Écartée du pouvoir depuis mai par le Sénat, abandonnée par ses alliés et faiblement soutenue par son propre parti, seul un «miracle» pourrait sauver la présidente de gauche du Brésil Dilma Rousseff de la destitution, estiment les analystes.

L'avant-dernier chapitre de cette telenovela de «l'impeachment» a eu lieu mercredi à l'aube. Après plus de 15 heures de débats, les sénateurs, qui votaient à la majorité simple, se sont déclarés sans surprise, par 59 voix contre 21, pour la tenue du procès de Mme Rousseff, accusée de maquillage des comptes publics.

Après cette nouvelle étape, le procès de Mme Rousseff devrait s'ouvrir le 25 août, quatre jours après la fin des jeux Olympiques que son prédécesseur et parrain politique, Luiz Inacio Lula da Silva, avait réussi à obtenir alors que le Brésil était en plein boom économique. Il devrait durer cinq jours.

Si les deux tiers des sénateurs (54 voix sur 81) votent pour, le sort de la dirigeante de gauche sera définitivement scellé et ce sera la fin de plus de 13 ans de gouvernement du Parti des Travailleurs (PT), emblème de la gauche latino-américaine.

Irréversible

«La vérité est que Dilma (Rousseff) aura besoin d'un miracle pour ne pas être destituée, je dirais même que la plus grande surprise serait qu'elle arrive à inverser la tendance. Aujourd'hui, ça me semble impossible», a déclaré à l'AFP l'analyste politique Everaldo Moraes, de l'Université de Brasilia.
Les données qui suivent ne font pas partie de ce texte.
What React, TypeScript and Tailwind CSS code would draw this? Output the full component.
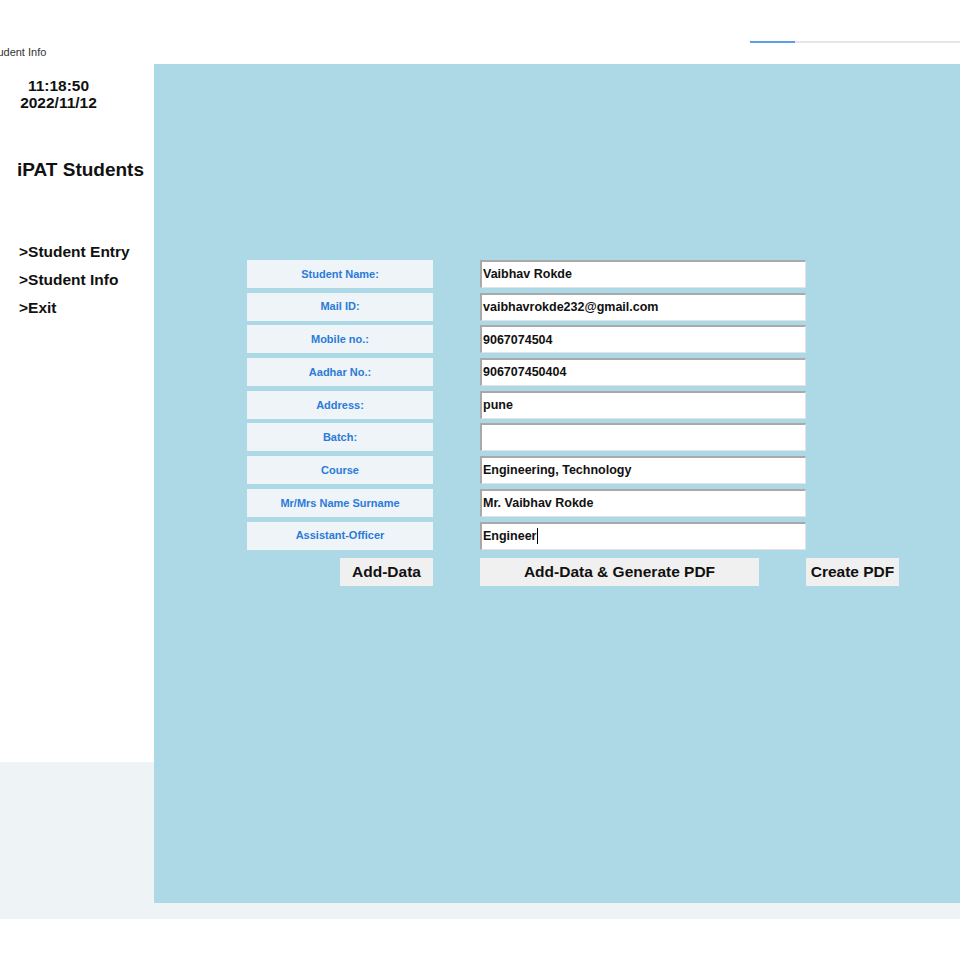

«Même dans son propre camp, ils savent que le processus est irréversible», a-t-il ajouté.

Michel Temer, 75 ans, remplacera alors Dilma Rousseff, 68 ans, jusqu'à la fin de son mandat, fin 2018.

La présidente, réélue pour un second mandat de quatre ans fin 2014, est accusée d'avoir maquillé les comptes publics et d'avoir signé des décrets engageant des dépenses non prévues au budget sans avoir demandé au préalable l'accord du Parlement, une pratique à laquelle ses prédécesseurs avaient largement eu recours.

Mme Rousseff conteste formellement avoir commis un quelconque «crime de responsabilité» et dénonce un coup d'État institutionnel ourdi par M. Temer et la droite brésilienne.

Mme Rousseff pâtit d'un Parlement considéré comme le plus conservateur de ces 50 dernières années, de la pire récession économique depuis des décennies, du chômage en hausse et de la baisse de confiance des investisseurs en raison de la crise politique qui a été aggravée par des scandales de corruption.

Le pire de tous est celui qui frappe géant pétrolier Petrobras. Il a coûté plus de deux milliards de dollars en dix ans à l'entreprise et implique une bonne partie de l'élite politique et industrielle du pays.

L'ex-prédisent Lula (2003-2010) a été inculpé récemment pour «entrave à la justice» dans le cadre de cette affaire.

«Les jeux sont faits»

Même si Mme Rousseff n'a pas été accusée de corruption, le scandale Petrobras a aidé à plomber son gouvernement.

«Il est pratiquement impossible qu'elle revienne au pouvoir et je crois qu'elle-même le sait», affirme l'analyste de la Fondation Getulio Vargas, Sergio Praça.

Mme Rousseff «a commis tous les types d'erreurs qu'un président puisse commettre, comme ne pas tenir ses promesses de campagne, ne pas accorder l'attention nécessaire à sa coalition gouvernementale, ignorer son propre parti, n'écouter personne», ajoute-t-il.

«Les jeux sont faits et la gauche devra résister au coup d'État... mais aussi se projeter dans l'avenir pour chercher de nouveaux représentants, s'organiser et s'adapter. Et cela passe par une autocritique pour les cas de corruption», déclare à l'AFP Eduardo Pereira, professeur de 51 ans, qui manifestait mardi contre le président par intérim Temer, à Sao Paulo.

Mme Rousseff a annoncé qu'elle publierait une «Lettre au peuple brésilien» où elle s'engagera à faire un référendum pour savoir si les électeurs veulent anticiper la présidentielle de 2018, au cas où elle ne serait pas destituée. Mais il lui faudrait, pour cela, faire approuver un amendement à la Constitution par le Parlement.